Assuming that North Dakotans and Floridians have similar tastes and similar subjective assessments about the odds of hurricane damage, equilibrium in the market for trades between them is likely to result in payments to North Dakotans being more than actuarially fair. That is, the expected present value of the payments they receive will exceed the expected present value of the payments they make. This need not be true if the tastes and views of North Dakotans and Floridians differ more, for example, if North Dakotans put lower odds on catastrophe losses. For the moment, however, assume that North Dakotans and Floridians have similar tastes and expectations. Because Floridians are risk averse, they will be willing to pay more than actuarially fair premiums in order to reduce the yearly variability in their net (after storm losses and payments to/from North Dakota) income. In addition, the fact that Floridians may have to pay in excess of "actuarially fair" premiums provides an appropriate incentive for people to think twice before adding to the world's risk exposure by moving from North Dakota to Florida. (Traditional disaster payments do the opposite: They provide an inappropriate incentive to move to the risky region.)
In the real world, this type of risk trading is most clearly seen in the emerging catastrophe bond market. ("Cat-bond" investors, in return for a premium interest rate, accept the risk of losing their principal if a defined catastrophe occurs.) There may be other less obvious arrangements to carry out the same basic exchange. Whatever the method of implementation, the key unconventional features needed to deal with large, time-varying, asymmetric risks are
- between-group trades across time, not just within-group, pay-as-you-go risk pooling;
- in normal times, payments by the risk-prone group to the relatively safe group;
- when catastrophe strikes, large payments to the risk-prone group by the relatively safe group;
- no requirement that the payments made in "good" years by relatively at-risk individuals will equal (in present value) the compensation they receive after catastrophes, and the understanding that under plausible assumptions the payments may need to be more than "actuarially fair";
- incentives to mitigate risks and curtail investments in risk-prone regions.
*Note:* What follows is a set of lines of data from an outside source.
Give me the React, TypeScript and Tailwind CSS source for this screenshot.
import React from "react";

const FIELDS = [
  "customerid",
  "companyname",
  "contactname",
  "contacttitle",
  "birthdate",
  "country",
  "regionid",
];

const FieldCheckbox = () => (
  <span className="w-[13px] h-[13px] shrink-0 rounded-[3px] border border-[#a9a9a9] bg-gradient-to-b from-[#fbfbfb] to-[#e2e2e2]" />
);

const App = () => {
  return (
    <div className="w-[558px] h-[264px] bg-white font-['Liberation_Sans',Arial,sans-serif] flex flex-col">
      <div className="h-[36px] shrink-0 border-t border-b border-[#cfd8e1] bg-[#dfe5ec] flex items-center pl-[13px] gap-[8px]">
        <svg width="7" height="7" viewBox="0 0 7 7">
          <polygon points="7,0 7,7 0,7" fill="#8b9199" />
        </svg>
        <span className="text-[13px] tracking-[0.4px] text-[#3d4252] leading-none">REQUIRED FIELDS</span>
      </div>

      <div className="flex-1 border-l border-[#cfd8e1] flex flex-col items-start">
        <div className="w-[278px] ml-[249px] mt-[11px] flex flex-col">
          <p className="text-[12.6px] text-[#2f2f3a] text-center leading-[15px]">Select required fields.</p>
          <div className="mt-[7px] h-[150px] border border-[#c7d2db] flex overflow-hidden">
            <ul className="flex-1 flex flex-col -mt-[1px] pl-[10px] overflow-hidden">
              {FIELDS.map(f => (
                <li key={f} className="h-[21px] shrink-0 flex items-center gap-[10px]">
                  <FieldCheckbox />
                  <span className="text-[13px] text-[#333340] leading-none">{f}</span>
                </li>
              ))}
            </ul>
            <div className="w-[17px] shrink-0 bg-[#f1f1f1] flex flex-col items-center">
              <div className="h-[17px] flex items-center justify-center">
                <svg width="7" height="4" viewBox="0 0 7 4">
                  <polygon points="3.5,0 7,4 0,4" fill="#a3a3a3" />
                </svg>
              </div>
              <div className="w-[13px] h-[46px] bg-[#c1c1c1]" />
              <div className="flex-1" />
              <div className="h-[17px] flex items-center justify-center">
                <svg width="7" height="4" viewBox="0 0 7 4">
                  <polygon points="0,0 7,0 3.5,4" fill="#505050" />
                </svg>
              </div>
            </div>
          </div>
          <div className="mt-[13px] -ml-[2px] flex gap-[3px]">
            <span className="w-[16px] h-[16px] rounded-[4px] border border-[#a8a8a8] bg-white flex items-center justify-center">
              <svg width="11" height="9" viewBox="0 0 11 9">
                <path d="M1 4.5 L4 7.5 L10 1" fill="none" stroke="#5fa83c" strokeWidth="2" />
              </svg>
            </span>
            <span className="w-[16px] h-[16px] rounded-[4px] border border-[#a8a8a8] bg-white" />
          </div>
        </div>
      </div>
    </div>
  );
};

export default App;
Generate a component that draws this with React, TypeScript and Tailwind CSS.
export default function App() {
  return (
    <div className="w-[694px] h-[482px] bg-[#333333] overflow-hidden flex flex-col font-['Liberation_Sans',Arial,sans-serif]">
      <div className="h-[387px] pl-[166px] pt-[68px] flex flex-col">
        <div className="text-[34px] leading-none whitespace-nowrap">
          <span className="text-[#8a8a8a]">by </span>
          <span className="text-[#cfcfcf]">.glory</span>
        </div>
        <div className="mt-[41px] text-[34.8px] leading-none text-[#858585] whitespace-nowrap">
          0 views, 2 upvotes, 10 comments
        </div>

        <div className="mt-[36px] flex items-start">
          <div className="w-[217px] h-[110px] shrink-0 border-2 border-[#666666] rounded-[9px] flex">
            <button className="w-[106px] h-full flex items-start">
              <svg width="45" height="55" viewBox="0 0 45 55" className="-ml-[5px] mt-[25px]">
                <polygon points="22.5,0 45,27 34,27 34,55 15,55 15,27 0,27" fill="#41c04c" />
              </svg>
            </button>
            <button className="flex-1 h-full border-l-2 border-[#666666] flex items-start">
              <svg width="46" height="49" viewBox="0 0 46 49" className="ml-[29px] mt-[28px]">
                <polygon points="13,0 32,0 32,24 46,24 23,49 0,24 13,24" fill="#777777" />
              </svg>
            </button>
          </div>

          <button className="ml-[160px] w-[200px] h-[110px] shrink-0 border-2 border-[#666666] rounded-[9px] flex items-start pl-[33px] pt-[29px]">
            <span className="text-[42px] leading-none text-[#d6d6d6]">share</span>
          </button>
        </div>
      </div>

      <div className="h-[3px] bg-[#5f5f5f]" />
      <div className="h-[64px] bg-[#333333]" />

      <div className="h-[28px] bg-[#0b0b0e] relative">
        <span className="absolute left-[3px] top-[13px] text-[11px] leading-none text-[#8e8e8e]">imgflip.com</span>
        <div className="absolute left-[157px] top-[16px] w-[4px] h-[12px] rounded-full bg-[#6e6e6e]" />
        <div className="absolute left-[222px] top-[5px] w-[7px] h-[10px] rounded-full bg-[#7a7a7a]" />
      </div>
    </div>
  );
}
In principle, then, it should be possible for society to work out suitable arrangements for managing catastrophic risks. However, it's not clear that we want to call those arrangements "insurance," at least not if we use insurance to mean risk pooling. And it may be that in using only insurance models and insurance language to implement and talk about catastrophe risk management, we end up confusing the issues and ourselves.